By default references are placed in separate parquet files when the total number of references exceeds record_size. If there are fewer than categorical_threshold unique urls referenced by a particular variable, url will be stored as a categorical variable.

Opening Kerchunk references as virtual datasets¶

You can open existing Kerchunk json or parquet references as VirtualiZarr virtual datasets. This may be useful for manipulating them or converting existing kerchunk-formatted references to other reference storage formats such as Icechunk.

from pathlib import Path
from virtualizarr.parsers import KerchunkJSONParser, KerchunkParquetParser

url_cwd = f"file://{str(Path.cwd())}"
store = from_url(url_cwd)
registry.register(url_cwd, store)
vds = open_virtual_dataset('output/combined.json', registry=registry, parser=KerchunkJSONParser())
# or
vds = open_virtual_dataset('output/combined.parquet', registry=registry, parser=KerchunkParquetParser())

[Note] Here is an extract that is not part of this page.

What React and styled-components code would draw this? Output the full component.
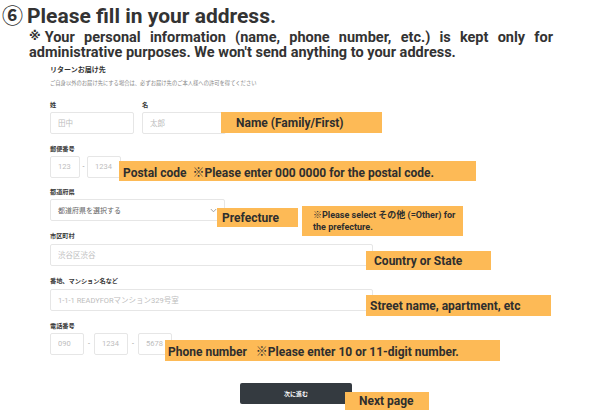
import React from "react";
import styled, { createGlobalStyle } from "styled-components";

const GlobalStyle = createGlobalStyle`
  html, body {
    margin: 0;
    padding: 0;
    background: #fff;
  }
  body {
    font-family: Roboto, "Noto Sans CJK JP", sans-serif;
    color: #333;
  }
`;

const Page = styled.div`
  position: relative;
  width: 600px;
  height: 414px;
  overflow: hidden;
`;

const Header = styled.div`
  padding: 1px 0 0 2px;
`;

const Title = styled.h1`
  margin: 0;
  font-size: 21px;
  line-height: 27px;
  font-weight: 700;
  color: #333;
  .num {
    font-family: "Noto Sans CJK JP", sans-serif;
    font-weight: 700;
    margin-right: 4px;
  }
`;

const Notice = styled.p`
  margin: 0 0 0 27px;
  width: 524px;
  font-size: 14.5px;
  line-height: 15px;
  font-weight: 700;
  text-align: justify;
  color: #333;
  .mark {
    display: inline-block;
    position: relative;
    top: -2px;
    margin-right: 4px;
    font-size: 12px;
    line-height: 1;
    font-family: "DejaVu Sans", "Noto Sans CJK JP", sans-serif;
  }
`;

const Form = styled.div`
  margin: 4px 0 0 50px;
  width: 323px;
`;

const FormTitle = styled.div`
  font-family: "Noto Sans CJK JP", sans-serif;
  font-size: 7px;
  line-height: 10px;
  font-weight: 700;
  color: #333;
`;

const FormLead = styled.div`
  margin-top: 5px;
  font-family: "Noto Sans CJK JP", sans-serif;
  font-size: 5.3px;
  line-height: 8px;
  color: #888;
`;

const Field = styled.div`
  margin-top: ${(p) => p.$top || 9.5}px;
`;

const Row = styled.div`
  display: flex;
  align-items: flex-end;
  gap: ${(p) => p.$gap || 0}px;
`;

const Col = styled.div`
  display: flex;
  flex-direction: column;
`;

const Label = styled.div`
  font-family: "Noto Sans CJK JP", sans-serif;
  font-size: 6.2px;
  line-height: 9px;
  font-weight: 700;
  color: #3a3a3a;
  margin-bottom: 3px;
`;

const Input = styled.input`
  box-sizing: border-box;
  width: ${(p) => p.$w}px;
  height: 22px;
  margin: 0;
  padding: 0 0 0 7px;
  border: 1px solid #e6e6e6;
  border-radius: 2px;
  background: #fff;
  font-family: Roboto, "Noto Sans CJK JP", sans-serif;
  font-size: 7.5px;
  outline: none;
  &::placeholder {
    color: #bdbdbd;
  }
`;

const Dash = styled.span`
  width: ${(p) => p.$w || 8}px;
  height: 22px;
  display: flex;
  align-items: center;
  justify-content: center;
  font-size: 7px;
  color: #999;
`;

const Select = styled.div`
  box-sizing: border-box;
  width: 175px;
  height: 22px;
  padding: 0 7px;
  border: 1px solid #e6e6e6;
  border-radius: 2px;
  display: flex;
  align-items: center;
  justify-content: space-between;
  font-family: "Noto Sans CJK JP", sans-serif;
  font-size: 7px;
  color: #666;
`;

const ButtonRow = styled.div`
  margin-top: 28px;
  width: 592px;
  display: flex;
  justify-content: center;
`;

const NextButton = styled.button`
  width: 112px;
  height: 21px;
  border: none;
  border-radius: 2px;
  background: #343a40;
  color: #fff;
  font-family: "Noto Sans CJK JP", sans-serif;
  font-size: 6px;
  font-weight: 700;
  padding: 0;
`;

const Tag = styled.div`
  position: absolute;
  left: ${(p) => p.$x}px;
  top: ${(p) => p.$y}px;
  width: ${(p) => p.$w}px;
  height: ${(p) => p.$h}px;
  box-sizing: border-box;
  padding-left: ${(p) => p.$pl}px;
  display: flex;
  align-items: center;
  background: #fdba56;
  font-family: Roboto, "Noto Sans CJK JP", sans-serif;
  font-size: 12px;
  font-weight: 700;
  color: #2e2e2e;
  white-space: pre;
`;

const NoteTag = styled.div`
  position: absolute;
  left: 302px;
  top: 206px;
  width: 161px;
  height: 30px;
  box-sizing: border-box;
  padding: 3px 6px 0 11px;
  background: #fdba56;
  font-family: Roboto, "Noto Sans CJK JP", sans-serif;
  font-size: 9px;
  line-height: 12px;
  font-weight: 700;
  color: #2e2e2e;
`;

const Chevron = () => (
  <svg width="7" height="5" viewBox="0 0 7 5">
    <path d="M0.8 1 L3.5 3.8 L6.2 1" fill="none" stroke="#999" strokeWidth="0.9" />
  </svg>
);

export default function App() {
  return (
    <Page>
      <GlobalStyle />
      <Header>
        <Title>
          <span className="num">⑥</span>Please fill in your address.
        </Title>
        <Notice>
          <span className="mark">※</span>Your personal information (name, phone
          number, etc.) is kept only for administrative purposes. We won't send
          anything to your address.
        </Notice>
      </Header>

      <Form>
        <FormTitle>リターンお届け先</FormTitle>
        <FormLead>
          ご自身以外のお届け先にする場合は、必ずお届け先のご本人様への許可を得てください
        </FormLead>

        <Field $top={13}>
          <Row $gap={8}>
            <Col>
              <Label>姓</Label>
              <Input $w={84} placeholder="田中" />
            </Col>
            <Col>
              <Label>名</Label>
              <Input $w={84} placeholder="太郎" />
            </Col>
          </Row>
        </Field>

        <Field>
          <Label>郵便番号</Label>
          <Row>
            <Input $w={30} placeholder="123" />
            <Dash $w={7}>-</Dash>
            <Input $w={34} placeholder="1234" />
          </Row>
        </Field>

        <Field>
          <Label>都道府県</Label>
          <Select>
            <span>都道府県を選択する</span>
            <Chevron />
          </Select>
        </Field>

        <Field>
          <Label>市区町村</Label>
          <Input $w={323} placeholder="渋谷区渋谷" />
        </Field>

        <Field>
          <Label>番地、マンション名など</Label>
          <Input $w={323} placeholder="1-1-1 READYFORマンション329号室" />
        </Field>

        <Field>
          <Label>電話番号</Label>
          <Row>
            <Input $w={34} placeholder="090" />
            <Dash $w={10}>-</Dash>
            <Input $w={34} placeholder="1234" />
            <Dash $w={10}>-</Dash>
            <Input $w={34} placeholder="5678" />
          </Row>
        </Field>
      </Form>

      <ButtonRow>
        <NextButton>次に進む</NextButton>
      </ButtonRow>

      <Tag $x={221} $y={112} $w={161} $h={21} $pl={15}>Name (Family/First)</Tag>
      <Tag $x={119} $y={161} $w={357} $h={20} $pl={4}>
        {"Postal code  ※Please enter 000 0000 for the postal code."}
      </Tag>
      <Tag $x={217} $y={208} $w={81} $h={19} $pl={5}>Prefecture</Tag>
      <NoteTag>
        ※Please select その他 (=Other) for the prefecture.
      </NoteTag>
      <Tag $x={366} $y={251} $w={125} $h={19} $pl={8}>Country or State</Tag>
      <Tag $x={366} $y={295} $w={185} $h={21} $pl={4}>Street name, apartment, etc</Tag>
      <Tag $x={165} $y={340} $w={335} $h={21} $pl={3}>
        {"Phone number   ※Please enter 10 or 11-digit number."}
      </Tag>
      <Tag $x={345} $y={392} $w={84} $h={18} $pl={14}>Next page</Tag>
    </Page>
  );
}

One difference between the kerchunk references format and virtualizarr's internal manifest representation (as well as Icechunk's format) is that paths in kerchunk references can be relative paths.

Opening kerchunk references that contain relative local filepaths therefore requires supplying another piece of information: the directory of the fsspec filesystem which the filepath was defined relative to.

You can dis-ambuiguate kerchunk references containing relative paths by passing the fs_root kwarg to virtual_backend_kwargs.

# file `relative_refs.json` contains a path like './file.nc'

vds = open_virtual_dataset(
    'relative_refs.json',
    registry=registry,
    parser=KerchunkJSONParser(
        fs_root='file:///data_directory/',
    )
)

# the path in the virtual dataset will now be 'file:///data_directory/file.nc'

Note that as the virtualizarr virtualizarr.accessor.VirtualiZarrDatasetAccessor.to_kerchunk method only writes absolute paths, the only scenario in which you might come across references containing relative paths is if you are opening references that were previously created using the kerchunk library alone.